A Caribbean writer’s biography focuses on a Grenadian folk hero.
As an award-winning journalist and publisher of the Caribbean American magazine Everybody’s, Hall has written extensively about Caribbean life and history. Born and raised on Julien Fédon’s Belvidere Estate in Grenada, the author has a particular affinity for the 18th-century revolutionary. In this, his second book about the insurrectionist, Hall challenges the predominant narrative in published histories of Fédon's Rebellion that are mainly based on the written records of the Caribbean leader’s British enemies. They portray Fédon as misguided, violent, and cruel. Rather, this book suggests he was, and remains to this day, a hero “in the minds and hearts” of Caribbean citizens for his brave fight against the “mighty British Empire” and for his strategic acumen that pieced together a “ragtag army” of free and enslaved Africans, mixed-race elites, and liberal French Whites. Given how little is known about Fédon’s early life beyond his birth to a free Black woman and a French immigrant, Hall pieces together a remarkably cohesive narrative that avoids the temptation to overly speculate and that effectively places the revolutionary’s life and legacy in a wider Caribbean historical context.
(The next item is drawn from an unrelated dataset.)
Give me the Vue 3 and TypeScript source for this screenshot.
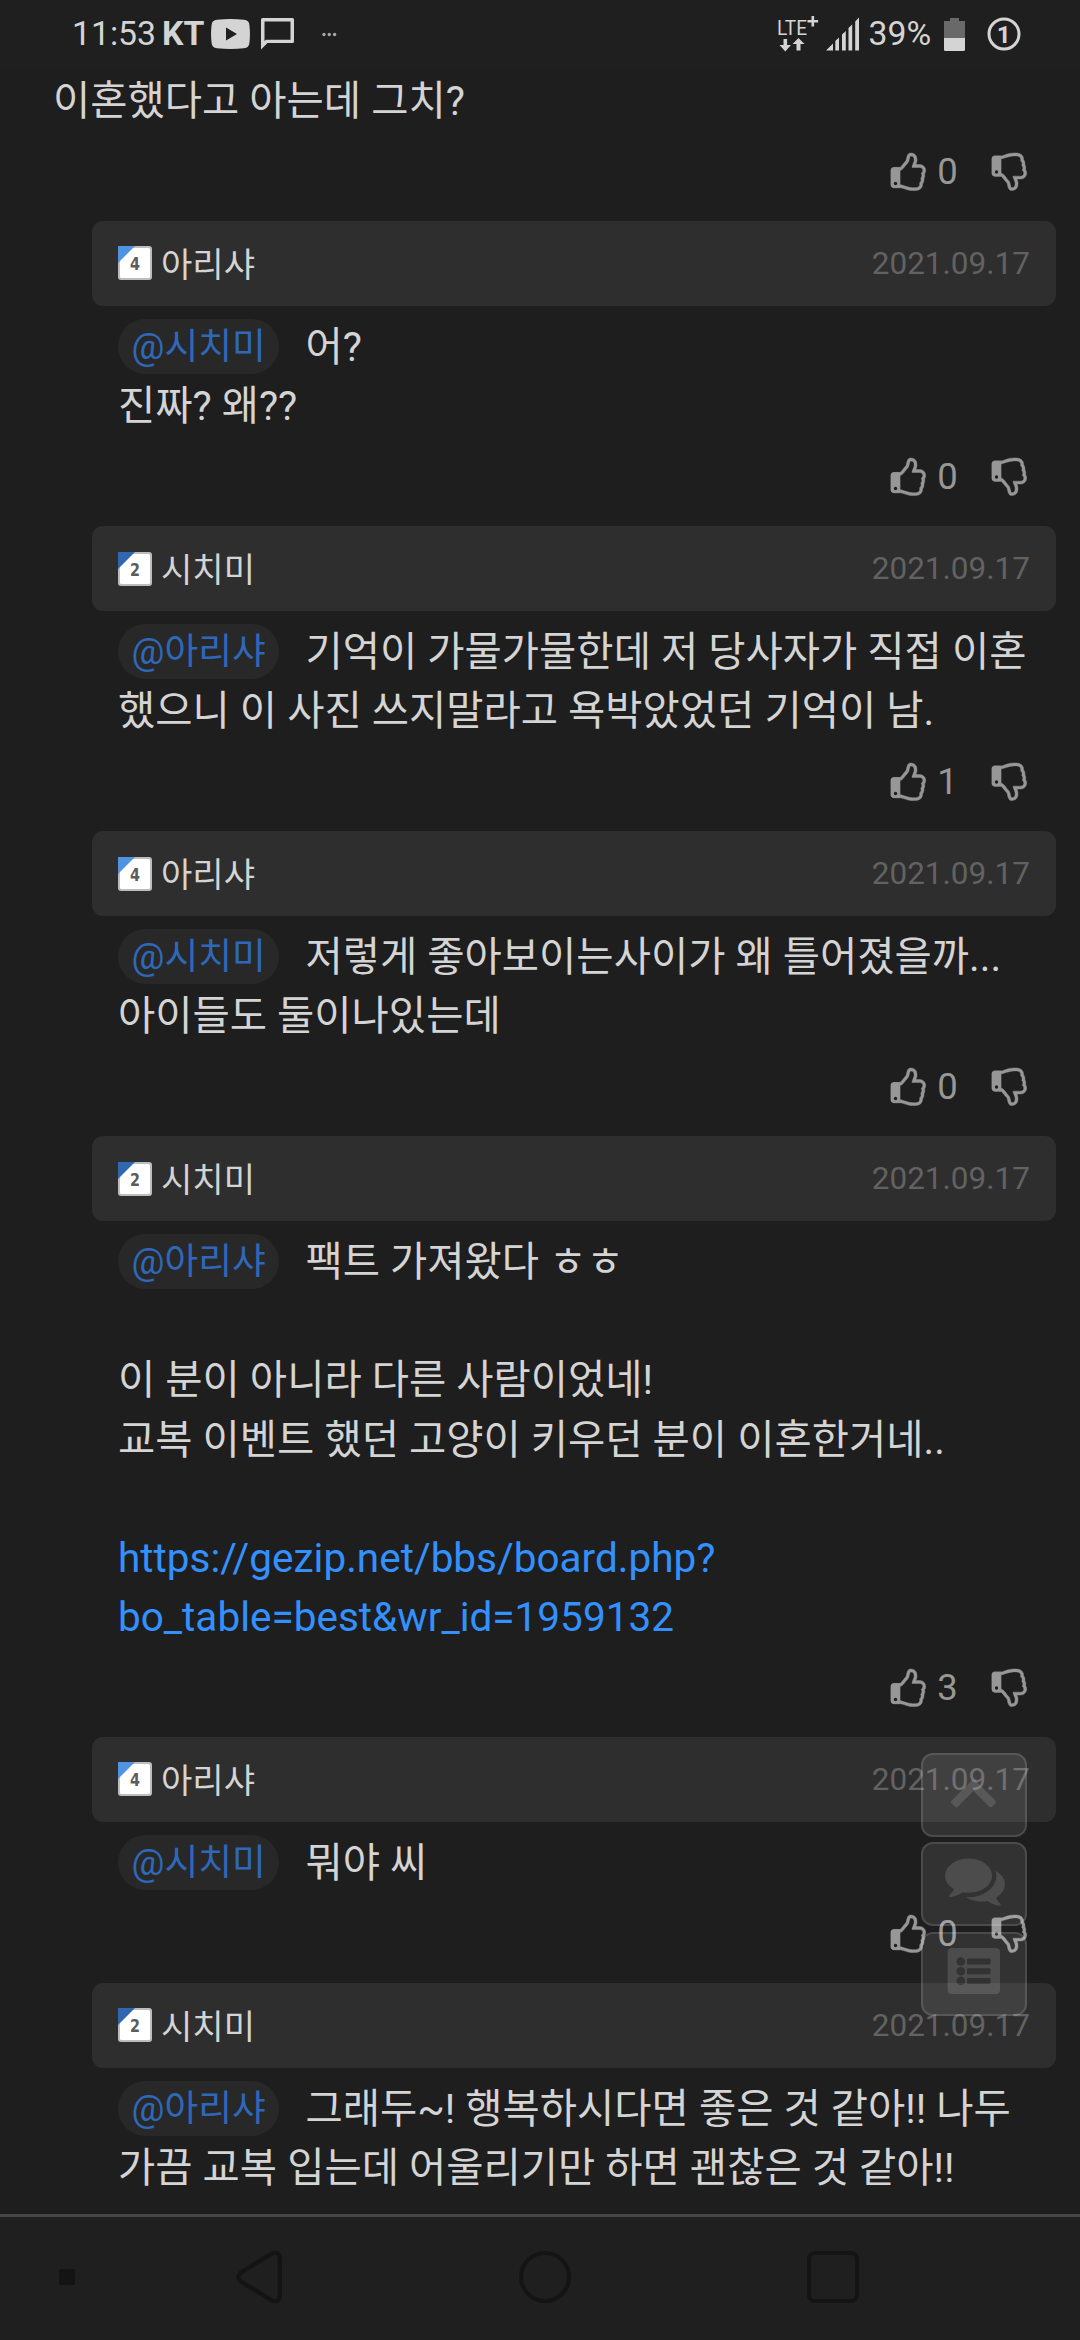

While most of the volume is a traditional biography that understandably concentrates heavily on the hero’s military exploits, its final two sections explore the French and Caribbean “influences” and “inspirations” on “the enigmatic” Fédon as well as addressing his enduring legacy, parsing “Fact and Fiction.” Though noting that he is “not a professional historian,” Hall has a solid grasp of the relevant scholarly literature and an expert command of the limited primary source material relating to Grenada in the late 1700s. Accompanied by an ample assortment of original illustrations by Robinson, maps, and reproductions of important sources, this well-written book succeeds in its goal of offering a “reader friendly” work. And though occasionally unfulfilling given the dearth of sources that were written by Fédon himself or that reveal key information about his pre-revolutionary life, this work is a definitive biography of a Caribbean legend too often distorted in official histories.
An incisive and illuminating account of a Caribbean revolutionary.